Given task >>
Copy each line that contains the string "with".
++++++++
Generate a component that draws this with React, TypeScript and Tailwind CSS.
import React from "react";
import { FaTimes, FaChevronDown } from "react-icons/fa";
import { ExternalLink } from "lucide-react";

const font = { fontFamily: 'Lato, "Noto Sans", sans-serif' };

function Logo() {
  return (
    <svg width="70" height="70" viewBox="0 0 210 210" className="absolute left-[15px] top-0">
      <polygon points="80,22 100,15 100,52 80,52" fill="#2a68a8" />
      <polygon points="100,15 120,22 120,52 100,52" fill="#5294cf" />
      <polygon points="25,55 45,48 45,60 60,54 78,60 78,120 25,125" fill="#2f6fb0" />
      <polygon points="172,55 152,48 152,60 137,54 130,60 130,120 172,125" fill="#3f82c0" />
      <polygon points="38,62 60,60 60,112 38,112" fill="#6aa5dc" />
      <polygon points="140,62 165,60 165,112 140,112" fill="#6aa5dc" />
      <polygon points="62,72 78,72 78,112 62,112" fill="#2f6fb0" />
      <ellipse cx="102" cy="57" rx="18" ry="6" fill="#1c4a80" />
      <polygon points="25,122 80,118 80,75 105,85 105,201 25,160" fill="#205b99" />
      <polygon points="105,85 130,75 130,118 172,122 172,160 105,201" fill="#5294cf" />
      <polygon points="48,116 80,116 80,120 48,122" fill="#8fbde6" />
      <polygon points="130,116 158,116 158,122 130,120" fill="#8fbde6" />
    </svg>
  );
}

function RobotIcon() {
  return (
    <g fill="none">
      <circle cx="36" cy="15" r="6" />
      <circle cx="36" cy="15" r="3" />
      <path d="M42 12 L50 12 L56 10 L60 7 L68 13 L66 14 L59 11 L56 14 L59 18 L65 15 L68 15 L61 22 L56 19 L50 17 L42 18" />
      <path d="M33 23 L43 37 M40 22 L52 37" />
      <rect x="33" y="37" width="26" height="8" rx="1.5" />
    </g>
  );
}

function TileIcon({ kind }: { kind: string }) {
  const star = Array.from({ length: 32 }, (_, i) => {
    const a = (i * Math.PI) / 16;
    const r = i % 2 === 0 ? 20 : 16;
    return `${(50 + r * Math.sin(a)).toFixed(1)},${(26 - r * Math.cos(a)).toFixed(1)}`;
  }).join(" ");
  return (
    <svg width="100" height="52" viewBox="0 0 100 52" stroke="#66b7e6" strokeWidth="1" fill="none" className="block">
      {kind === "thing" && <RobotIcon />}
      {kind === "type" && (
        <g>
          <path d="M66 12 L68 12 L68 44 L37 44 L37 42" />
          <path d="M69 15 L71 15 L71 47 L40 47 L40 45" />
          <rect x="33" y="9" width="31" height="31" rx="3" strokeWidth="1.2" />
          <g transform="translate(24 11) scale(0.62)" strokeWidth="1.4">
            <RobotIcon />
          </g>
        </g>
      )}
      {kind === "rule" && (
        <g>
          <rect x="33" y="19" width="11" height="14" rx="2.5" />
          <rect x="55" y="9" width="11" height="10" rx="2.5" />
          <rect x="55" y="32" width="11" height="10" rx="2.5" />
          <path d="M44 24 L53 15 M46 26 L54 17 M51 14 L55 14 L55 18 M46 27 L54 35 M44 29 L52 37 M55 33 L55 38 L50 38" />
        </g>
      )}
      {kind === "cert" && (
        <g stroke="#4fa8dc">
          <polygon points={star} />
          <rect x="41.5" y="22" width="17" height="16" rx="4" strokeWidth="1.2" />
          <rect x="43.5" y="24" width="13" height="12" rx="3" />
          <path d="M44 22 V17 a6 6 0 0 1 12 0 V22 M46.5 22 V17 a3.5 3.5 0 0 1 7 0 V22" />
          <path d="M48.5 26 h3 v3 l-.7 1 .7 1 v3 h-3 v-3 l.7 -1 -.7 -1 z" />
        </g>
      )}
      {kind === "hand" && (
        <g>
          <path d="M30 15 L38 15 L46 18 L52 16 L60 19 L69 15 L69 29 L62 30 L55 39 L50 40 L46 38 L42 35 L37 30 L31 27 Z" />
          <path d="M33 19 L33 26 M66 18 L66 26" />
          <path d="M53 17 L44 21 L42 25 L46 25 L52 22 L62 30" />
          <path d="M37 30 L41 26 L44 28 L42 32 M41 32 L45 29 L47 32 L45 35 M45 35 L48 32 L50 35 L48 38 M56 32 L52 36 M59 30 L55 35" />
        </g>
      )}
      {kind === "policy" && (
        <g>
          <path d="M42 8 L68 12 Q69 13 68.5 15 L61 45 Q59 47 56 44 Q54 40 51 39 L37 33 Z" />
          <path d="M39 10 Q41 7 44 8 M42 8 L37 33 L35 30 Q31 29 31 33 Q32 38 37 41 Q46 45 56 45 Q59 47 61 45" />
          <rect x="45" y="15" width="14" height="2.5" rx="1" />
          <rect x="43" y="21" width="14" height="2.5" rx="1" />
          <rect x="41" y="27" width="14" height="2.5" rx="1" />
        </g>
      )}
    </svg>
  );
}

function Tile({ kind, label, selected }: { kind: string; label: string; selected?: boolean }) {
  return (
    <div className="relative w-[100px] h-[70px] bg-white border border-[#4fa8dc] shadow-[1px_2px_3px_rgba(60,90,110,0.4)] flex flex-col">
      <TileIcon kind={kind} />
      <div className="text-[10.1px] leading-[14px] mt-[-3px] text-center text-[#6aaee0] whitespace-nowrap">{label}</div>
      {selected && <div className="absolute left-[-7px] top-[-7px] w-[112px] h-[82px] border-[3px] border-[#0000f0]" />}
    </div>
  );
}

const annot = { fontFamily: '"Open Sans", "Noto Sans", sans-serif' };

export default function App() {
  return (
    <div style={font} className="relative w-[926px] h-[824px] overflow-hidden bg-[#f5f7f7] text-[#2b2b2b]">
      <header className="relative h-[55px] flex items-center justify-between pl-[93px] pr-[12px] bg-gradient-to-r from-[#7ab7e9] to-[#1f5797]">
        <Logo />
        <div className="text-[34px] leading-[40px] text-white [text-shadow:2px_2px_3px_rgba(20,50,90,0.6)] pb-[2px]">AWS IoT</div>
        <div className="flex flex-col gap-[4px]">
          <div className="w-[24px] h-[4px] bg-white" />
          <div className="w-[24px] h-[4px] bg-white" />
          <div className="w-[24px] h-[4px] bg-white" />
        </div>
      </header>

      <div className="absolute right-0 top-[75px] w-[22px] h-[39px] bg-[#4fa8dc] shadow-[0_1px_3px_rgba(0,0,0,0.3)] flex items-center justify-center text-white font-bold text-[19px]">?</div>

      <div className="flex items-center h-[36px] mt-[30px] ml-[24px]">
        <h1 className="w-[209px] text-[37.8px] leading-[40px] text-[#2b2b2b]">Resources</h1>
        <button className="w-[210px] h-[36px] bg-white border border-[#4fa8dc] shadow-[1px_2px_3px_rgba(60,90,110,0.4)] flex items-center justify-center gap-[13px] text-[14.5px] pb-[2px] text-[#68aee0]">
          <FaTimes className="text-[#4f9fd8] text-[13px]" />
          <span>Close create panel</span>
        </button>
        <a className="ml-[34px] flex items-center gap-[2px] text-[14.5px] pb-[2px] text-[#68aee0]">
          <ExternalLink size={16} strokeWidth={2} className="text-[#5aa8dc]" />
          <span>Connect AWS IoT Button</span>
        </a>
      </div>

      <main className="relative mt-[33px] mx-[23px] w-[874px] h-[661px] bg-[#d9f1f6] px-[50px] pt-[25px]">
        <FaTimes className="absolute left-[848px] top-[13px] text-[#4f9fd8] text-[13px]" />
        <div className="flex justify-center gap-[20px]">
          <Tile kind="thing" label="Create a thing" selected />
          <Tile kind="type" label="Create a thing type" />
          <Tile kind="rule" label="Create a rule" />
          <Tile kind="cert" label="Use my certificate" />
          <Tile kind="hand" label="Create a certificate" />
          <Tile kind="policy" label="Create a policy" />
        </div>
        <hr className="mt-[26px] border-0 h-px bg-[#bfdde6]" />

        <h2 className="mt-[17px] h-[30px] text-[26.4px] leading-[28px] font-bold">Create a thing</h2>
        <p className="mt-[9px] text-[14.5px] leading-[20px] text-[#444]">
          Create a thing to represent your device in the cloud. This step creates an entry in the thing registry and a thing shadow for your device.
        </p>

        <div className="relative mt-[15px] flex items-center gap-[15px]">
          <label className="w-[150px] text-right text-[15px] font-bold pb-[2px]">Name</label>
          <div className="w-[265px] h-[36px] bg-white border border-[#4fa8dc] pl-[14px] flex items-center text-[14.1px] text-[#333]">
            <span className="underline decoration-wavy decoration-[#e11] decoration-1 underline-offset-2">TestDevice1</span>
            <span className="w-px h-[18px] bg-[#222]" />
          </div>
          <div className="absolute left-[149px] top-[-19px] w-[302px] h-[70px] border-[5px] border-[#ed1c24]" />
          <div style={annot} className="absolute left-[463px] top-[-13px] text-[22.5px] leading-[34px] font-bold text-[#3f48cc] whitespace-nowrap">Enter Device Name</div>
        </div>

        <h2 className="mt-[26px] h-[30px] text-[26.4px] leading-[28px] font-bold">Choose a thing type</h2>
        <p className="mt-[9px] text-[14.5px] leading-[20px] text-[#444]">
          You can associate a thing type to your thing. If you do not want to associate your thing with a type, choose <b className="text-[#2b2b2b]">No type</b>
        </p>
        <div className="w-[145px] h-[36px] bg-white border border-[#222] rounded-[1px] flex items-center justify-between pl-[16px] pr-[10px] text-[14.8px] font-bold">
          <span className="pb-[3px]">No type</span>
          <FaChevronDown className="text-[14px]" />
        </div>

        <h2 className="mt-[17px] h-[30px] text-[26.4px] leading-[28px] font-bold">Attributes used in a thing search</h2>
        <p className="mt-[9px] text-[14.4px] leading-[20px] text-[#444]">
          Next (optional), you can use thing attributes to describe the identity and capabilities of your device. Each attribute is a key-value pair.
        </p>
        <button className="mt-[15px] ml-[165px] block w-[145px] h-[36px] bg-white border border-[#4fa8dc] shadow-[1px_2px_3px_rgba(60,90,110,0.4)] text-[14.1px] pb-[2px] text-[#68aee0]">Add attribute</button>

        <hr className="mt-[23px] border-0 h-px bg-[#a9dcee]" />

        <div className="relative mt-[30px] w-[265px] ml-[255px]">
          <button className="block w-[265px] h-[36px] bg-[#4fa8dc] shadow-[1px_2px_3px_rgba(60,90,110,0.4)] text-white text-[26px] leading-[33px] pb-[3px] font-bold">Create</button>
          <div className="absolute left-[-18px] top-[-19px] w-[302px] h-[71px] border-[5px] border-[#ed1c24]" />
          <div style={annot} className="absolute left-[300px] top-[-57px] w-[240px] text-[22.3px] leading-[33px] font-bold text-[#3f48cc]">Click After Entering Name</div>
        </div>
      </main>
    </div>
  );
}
++++++++
Solved problem >>
Generate a component that draws this with React, TypeScript and Tailwind CSS.
          You can associate a thing type to your thing. If you do not want to associate your thing with a type, choose <b className="text-[#2b2b2b]">No type</b>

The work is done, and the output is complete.